Movies achieve epic standards of crappiness only when they shoot for epic greatness and fail. As I mentioned the other day, Crank was a stupid movie, but it wasn’t trying to be anything other than a mindless romp. Success! The Illusionist aims for Best Picture status and falls far short of the mark.

I give it four out of four stars. Why? Because Jessica Biel looks soooo good in a dress in the movie’s last shot. (There! I shouted at my family. Look! That redeems the whole mess.) Some things are important.

D.

12 Comments

  1. M E-L says:

    Yeah, I found the movie to be utterly predictable. “I’ll make us disappear,” says the magician and … OMG he makes her disappear! Painfully obvious, and I’m not usually the one who figures out the ending to a movie before it beings. That’s the wife’s job, she being the Brains of the Family.

    Plus, those accents were atrocious, weren’t they?

    I’d recommend “Carter Beats the Devil” if you want a good historical fictional book about stage magic.

  2. Walnut says:

    The accents were vaguely European, if I’m not mistaken. A melange of Russian, Austrian, Hungarian, and Black Irish. I don’t know . . . WEIRD, in any case.

  3. Darla says:

    Huh. I hadn’t even heard of this one. It definitely hasn’t made it over here yet. Heck, we just got Casino Royale. *sigh*

    If & when it shows up here, it sounds worth the $3.50.

  4. tambo says:

    The kid and I liked it well enough at the theater, but we won’t buy the DVD.

    Was it predictable? Sure. But it was a beautiful film visually, and there’s just something about Norton playing the ‘hero’ that I find fascinating since he’s so often a heavy.

    FWIW, Biehl and Giamatti both are better actors than what this movie gave them to work with.

  5. microsoar says:

    In the same vein, has anyone seen “The Prestige”? Comments?

    It seemed to have disappeared from the silver screen before I managed to extract the digit and see it.

    Should hit the DVD shelves any minute, I guess.

  6. Walnut says:

    Darla: $3.50? Yeah, that’s about right.

    Tam: Yes, it was a pretty movie, and I’ll admit I enjoyed Norton even in this dippy role. As for Biehl, I think I’ve made my opinion clear 😛

    I don’t know “The Prestige,” microsaur, but I don’t get out much!

    For that matter, what I REALLY want to see is Pan’s Labyrinth, but our town’s too small to get it.

  7. microsoar says:

    From this page

    Tagline: A Friendship, That Became a Rivalry…A Rivalry, That Became a Battle.

    Plot Outline: Robert and Alfred are rival magicians. When Alfred performs the ultimate magic trick, Robert tries desperately to find out the secret to the trick.

    cast includes:
    Hugh Jackman
    Christian Bale
    Michael Caine
    Rebecca Hall
    Sarah Borden
    Scarlett Johansson
    and David Bowie as Nikola Tesla

  8. DementedM says:

    The Prestige is supposed to be better than The Illusionist. We loved The Illusionist. Yes, you kind of know what’s going to happen, but we actually enjoyed watching it unfold.

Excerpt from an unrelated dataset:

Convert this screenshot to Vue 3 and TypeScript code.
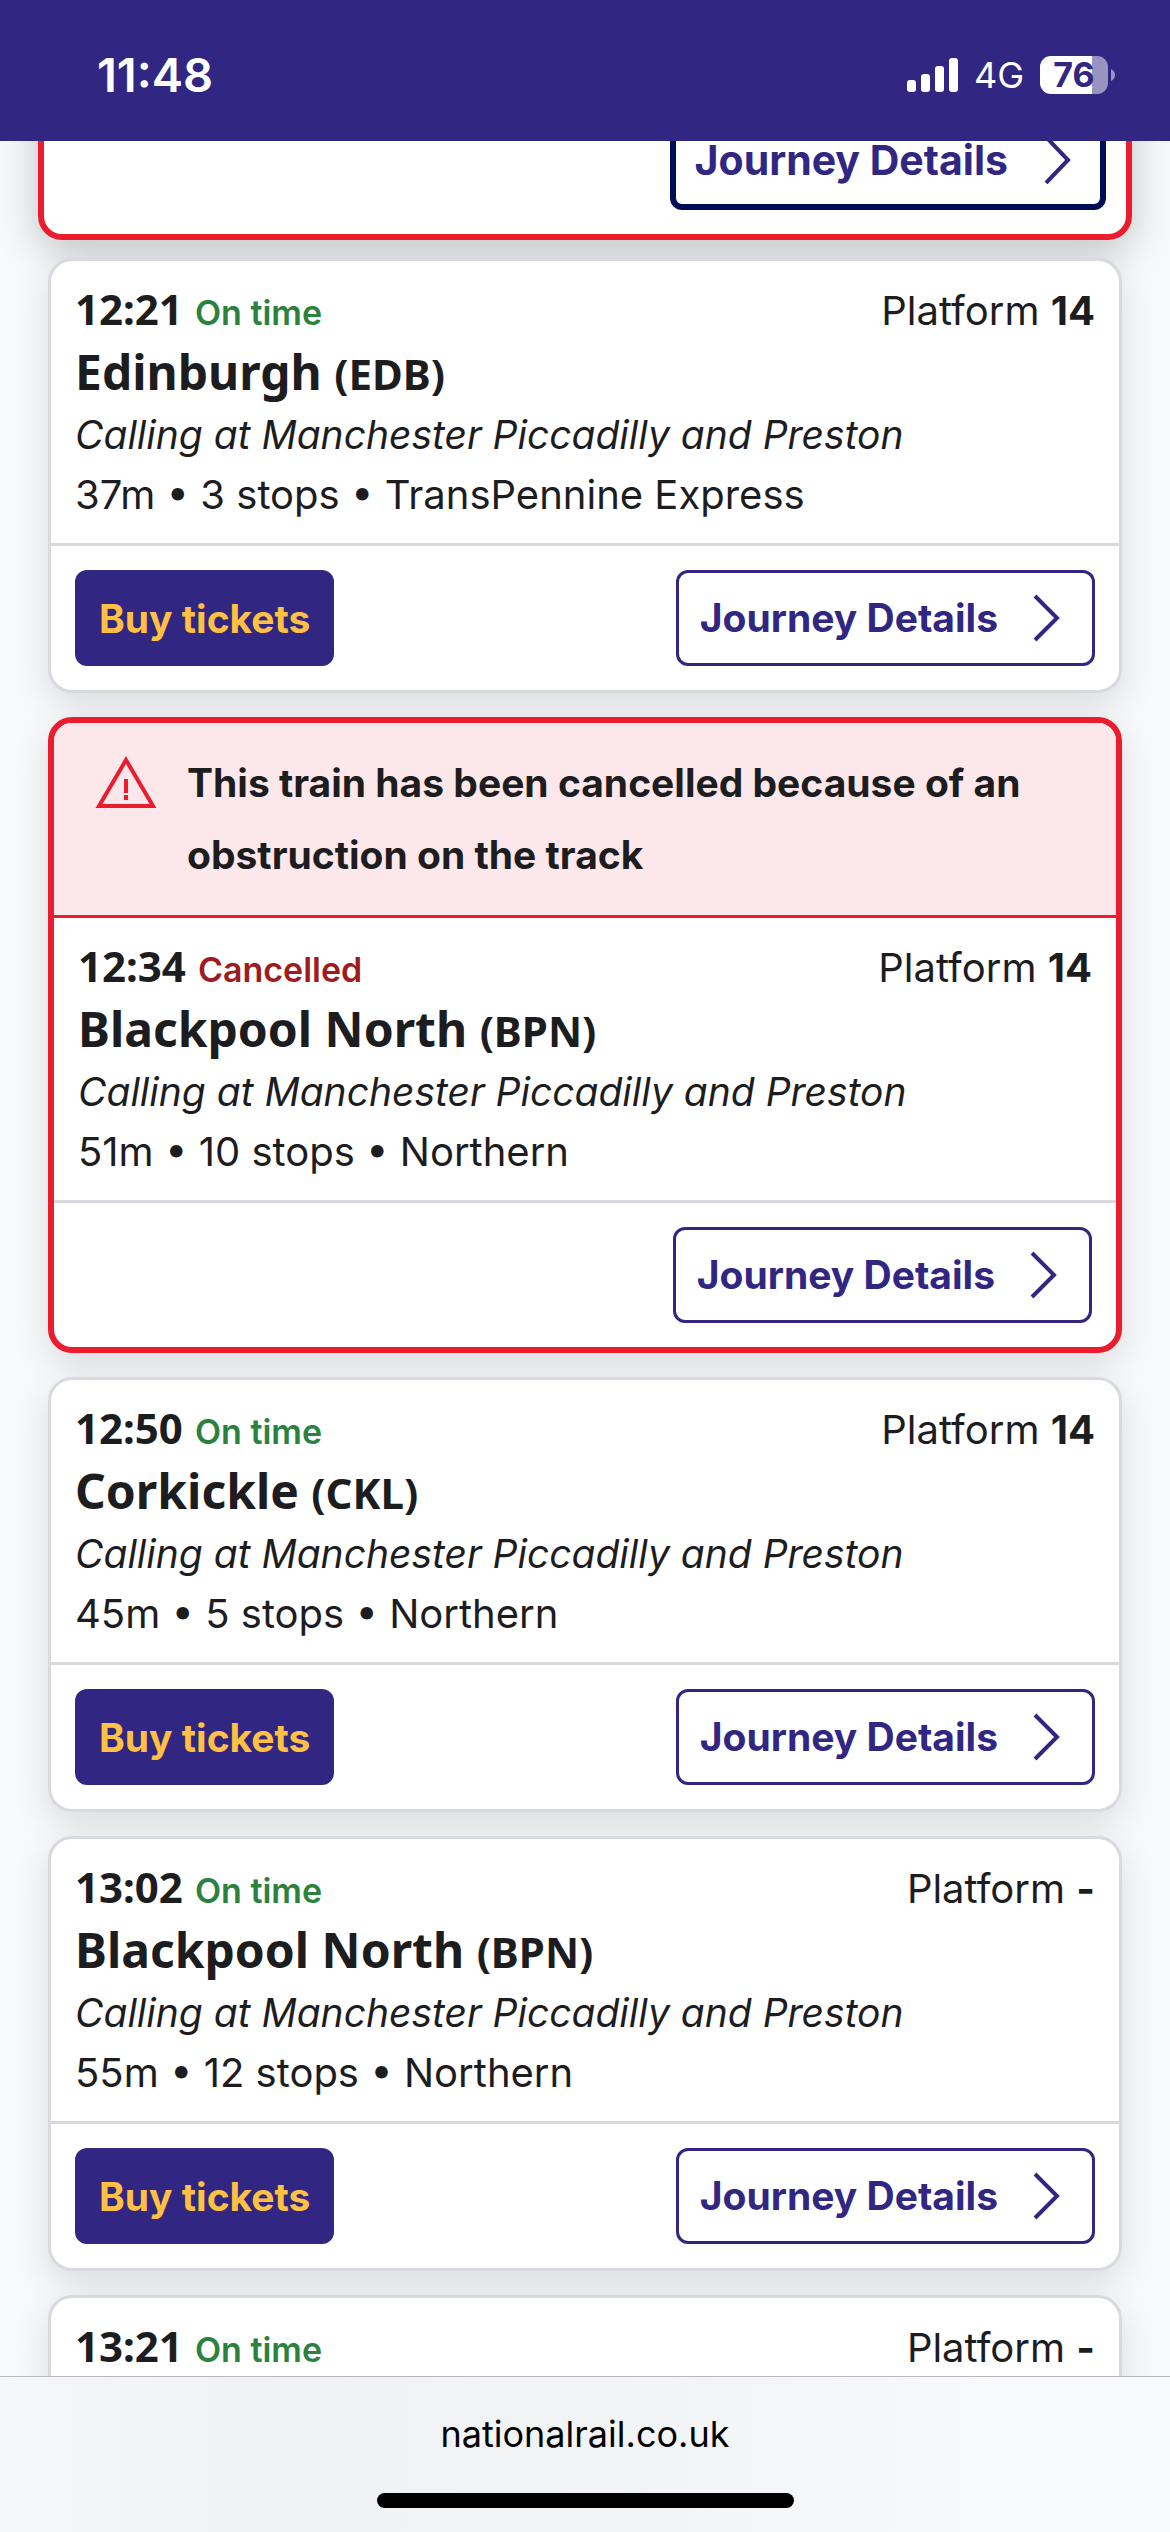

    What I really thought the movie captured was the clash between science and magic just as the Industrial Revolution was taking off. You have Leo who is all about rational, scientific explanations and Eisenheim who uses ‘magic’ to play on people’s superstitions. In fact, it is sleight of hand that triumphs in the movie and I thought that was interesting.

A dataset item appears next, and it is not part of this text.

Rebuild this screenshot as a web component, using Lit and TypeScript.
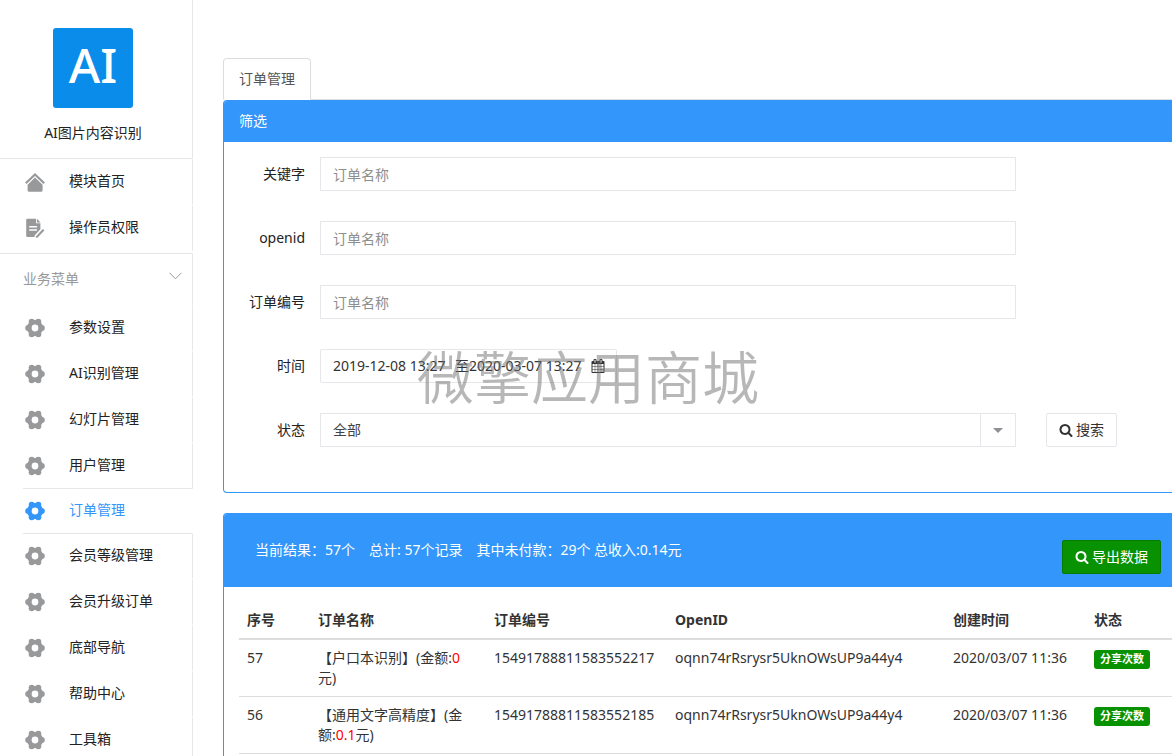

    As a writer, I thought the plot format was interesting. Without seeing the film, I would’ve predicted a total flop, but they actually managed to make it work. They made a choice to hide exactly what happened from you until the end, it’s a choice that usually doesn’t work, but I thought it did in The Illusionist.

    I liked Biehl. I know no one else does, but I liked her. What can I say? I have plebian tastes. So does my husband.

    We haven’t seen The Prestige yet, but plan to when it’s out on DVD.

    M

  9. Stamper in CA says:

    I have not seen this movie but have seen trailers.
    Ficton or not, I want that locket…I have an old one our mother found and gave to me complete with old pictures inside (enough spaces for 6 pictures. It is shaped like a small book.

  10. Cheryl says:

    I thought Illusionist was great. I guess I’m simply a romantic at heart, and maybe “simple” to some, but I thought the story was worth watching. I like Norton in the part – he rarely gets to be a “hero”.

  11. E. says:

    it was really good…the prestige i def. recommend it

  12. Jes says:

    I thought this movie was FANTASTIC. My first time to see Norton and Biel. Loved it all. Guess I’m just not as brilliant as everyone else. Perhaps too gullible. But I didn’t see it coming and was blown away by the ending–in a good way. Call me helplessly romantic but I will own this one! I’d marry Norton (& that accent! what a voice! I fell for him in Kingdom of Heaven and had no idea who he was) in a hot second if I wasn’t already…
    Grimaldi was the best I’ve ever seen him and Sewell was great (but I like him better as a good guy). Don’t listen to other folks, see it and judge for yourself. I rented it on a whim and a friendly recommendation at the movie store. My husband (likes Edward Norton’s other movies) and I both loved it! 5 STARS! Was a great Valentines date night movie!